## [WRITTEN EXERCISE]
Make an exact copy of all the entries, with the pictures left out.

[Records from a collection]
*****
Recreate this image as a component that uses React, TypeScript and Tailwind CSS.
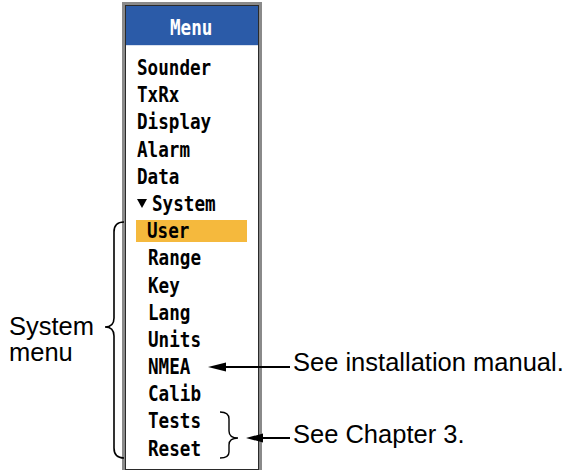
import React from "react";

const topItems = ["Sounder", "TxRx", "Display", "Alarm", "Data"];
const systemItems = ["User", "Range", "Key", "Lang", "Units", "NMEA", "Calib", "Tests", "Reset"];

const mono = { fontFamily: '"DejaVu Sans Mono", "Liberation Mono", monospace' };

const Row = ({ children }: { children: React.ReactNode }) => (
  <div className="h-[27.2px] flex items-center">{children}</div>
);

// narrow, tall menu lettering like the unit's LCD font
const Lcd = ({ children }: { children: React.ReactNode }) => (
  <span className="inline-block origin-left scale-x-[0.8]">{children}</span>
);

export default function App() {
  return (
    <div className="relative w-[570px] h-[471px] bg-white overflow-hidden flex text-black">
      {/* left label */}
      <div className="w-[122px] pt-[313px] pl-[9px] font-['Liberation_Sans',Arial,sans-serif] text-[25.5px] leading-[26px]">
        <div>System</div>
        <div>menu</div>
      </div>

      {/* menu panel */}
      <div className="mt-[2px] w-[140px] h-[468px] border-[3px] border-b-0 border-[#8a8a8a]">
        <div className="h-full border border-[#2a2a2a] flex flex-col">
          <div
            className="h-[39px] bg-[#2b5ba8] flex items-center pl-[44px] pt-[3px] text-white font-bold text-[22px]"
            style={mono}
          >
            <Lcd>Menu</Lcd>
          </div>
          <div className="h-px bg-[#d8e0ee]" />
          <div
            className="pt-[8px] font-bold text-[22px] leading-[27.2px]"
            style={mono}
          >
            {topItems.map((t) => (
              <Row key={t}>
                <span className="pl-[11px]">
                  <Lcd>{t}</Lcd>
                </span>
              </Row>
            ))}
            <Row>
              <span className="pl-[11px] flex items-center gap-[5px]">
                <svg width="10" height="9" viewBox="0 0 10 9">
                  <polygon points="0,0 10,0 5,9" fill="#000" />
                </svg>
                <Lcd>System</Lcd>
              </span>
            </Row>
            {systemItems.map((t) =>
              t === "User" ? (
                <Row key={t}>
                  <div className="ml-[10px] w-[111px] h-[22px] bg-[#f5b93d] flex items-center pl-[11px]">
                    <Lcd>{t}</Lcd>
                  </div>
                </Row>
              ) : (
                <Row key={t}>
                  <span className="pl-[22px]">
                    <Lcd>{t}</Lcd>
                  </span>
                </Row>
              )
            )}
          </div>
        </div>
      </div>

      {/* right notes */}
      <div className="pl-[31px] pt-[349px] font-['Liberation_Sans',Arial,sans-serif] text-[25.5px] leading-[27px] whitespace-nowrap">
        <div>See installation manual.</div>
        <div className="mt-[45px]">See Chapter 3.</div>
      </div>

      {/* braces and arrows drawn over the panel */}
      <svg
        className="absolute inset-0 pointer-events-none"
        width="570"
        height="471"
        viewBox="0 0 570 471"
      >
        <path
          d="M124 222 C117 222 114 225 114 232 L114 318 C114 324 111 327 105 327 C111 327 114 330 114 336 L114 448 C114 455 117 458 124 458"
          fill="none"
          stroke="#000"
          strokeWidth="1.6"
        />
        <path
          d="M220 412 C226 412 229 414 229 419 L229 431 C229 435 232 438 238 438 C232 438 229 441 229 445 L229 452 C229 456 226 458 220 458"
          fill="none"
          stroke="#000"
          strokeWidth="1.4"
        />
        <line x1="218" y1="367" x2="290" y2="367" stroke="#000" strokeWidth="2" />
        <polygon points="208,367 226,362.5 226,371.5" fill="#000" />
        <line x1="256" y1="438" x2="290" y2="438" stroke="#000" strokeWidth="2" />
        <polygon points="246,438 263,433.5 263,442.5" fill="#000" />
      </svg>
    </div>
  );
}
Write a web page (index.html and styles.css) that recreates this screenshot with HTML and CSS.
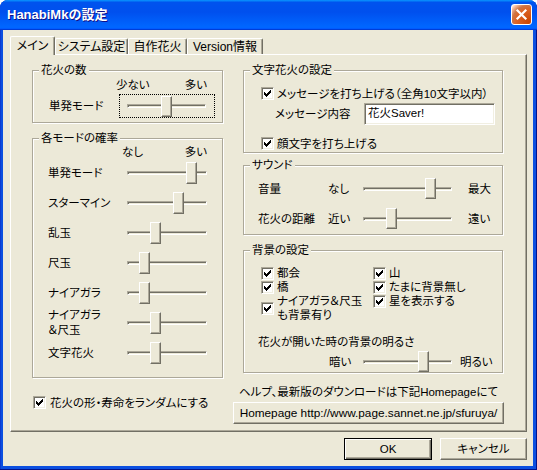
*****
## [ANSWER TO THIS PROBLEM]
Recreate this image as a component that uses React, TypeScript and Tailwind CSS.
import React from "react";

const topItems = ["Sounder", "TxRx", "Display", "Alarm", "Data"];
const systemItems = ["User", "Range", "Key", "Lang", "Units", "NMEA", "Calib", "Tests", "Reset"];

const mono = { fontFamily: '"DejaVu Sans Mono", "Liberation Mono", monospace' };

const Row = ({ children }: { children: React.ReactNode }) => (
  <div className="h-[27.2px] flex items-center">{children}</div>
);

// narrow, tall menu lettering like the unit's LCD font
const Lcd = ({ children }: { children: React.ReactNode }) => (
  <span className="inline-block origin-left scale-x-[0.8]">{children}</span>
);

export default function App() {
  return (
    <div className="relative w-[570px] h-[471px] bg-white overflow-hidden flex text-black">
      {/* left label */}
      <div className="w-[122px] pt-[313px] pl-[9px] font-['Liberation_Sans',Arial,sans-serif] text-[25.5px] leading-[26px]">
        <div>System</div>
        <div>menu</div>
      </div>

      {/* menu panel */}
      <div className="mt-[2px] w-[140px] h-[468px] border-[3px] border-b-0 border-[#8a8a8a]">
        <div className="h-full border border-[#2a2a2a] flex flex-col">
          <div
            className="h-[39px] bg-[#2b5ba8] flex items-center pl-[44px] pt-[3px] text-white font-bold text-[22px]"
            style={mono}
          >
            <Lcd>Menu</Lcd>
          </div>
          <div className="h-px bg-[#d8e0ee]" />
          <div
            className="pt-[8px] font-bold text-[22px] leading-[27.2px]"
            style={mono}
          >
            {topItems.map((t) => (
              <Row key={t}>
                <span className="pl-[11px]">
                  <Lcd>{t}</Lcd>
                </span>
              </Row>
            ))}
            <Row>
              <span className="pl-[11px] flex items-center gap-[5px]">
                <svg width="10" height="9" viewBox="0 0 10 9">
                  <polygon points="0,0 10,0 5,9" fill="#000" />
                </svg>
                <Lcd>System</Lcd>
              </span>
            </Row>
            {systemItems.map((t) =>
              t === "User" ? (
                <Row key={t}>
                  <div className="ml-[10px] w-[111px] h-[22px] bg-[#f5b93d] flex items-center pl-[11px]">
                    <Lcd>{t}</Lcd>
                  </div>
                </Row>
              ) : (
                <Row key={t}>
                  <span className="pl-[22px]">
                    <Lcd>{t}</Lcd>
                  </span>
                </Row>
              )
            )}
          </div>
        </div>
      </div>

      {/* right notes */}
      <div className="pl-[31px] pt-[349px] font-['Liberation_Sans',Arial,sans-serif] text-[25.5px] leading-[27px] whitespace-nowrap">
        <div>See installation manual.</div>
        <div className="mt-[45px]">See Chapter 3.</div>
      </div>

      {/* braces and arrows drawn over the panel */}
      <svg
        className="absolute inset-0 pointer-events-none"
        width="570"
        height="471"
        viewBox="0 0 570 471"
      >
        <path
          d="M124 222 C117 222 114 225 114 232 L114 318 C114 324 111 327 105 327 C111 327 114 330 114 336 L114 448 C114 455 117 458 124 458"
          fill="none"
          stroke="#000"
          strokeWidth="1.6"
        />
        <path
          d="M220 412 C226 412 229 414 229 419 L229 431 C229 435 232 438 238 438 C232 438 229 441 229 445 L229 452 C229 456 226 458 220 458"
          fill="none"
          stroke="#000"
          strokeWidth="1.4"
        />
        <line x1="218" y1="367" x2="290" y2="367" stroke="#000" strokeWidth="2" />
        <polygon points="208,367 226,362.5 226,371.5" fill="#000" />
        <line x1="256" y1="438" x2="290" y2="438" stroke="#000" strokeWidth="2" />
        <polygon points="246,438 263,433.5 263,442.5" fill="#000" />
      </svg>
    </div>
  );
}
Write a web page (index.html and styles.css) that recreates this screenshot with HTML and CSS.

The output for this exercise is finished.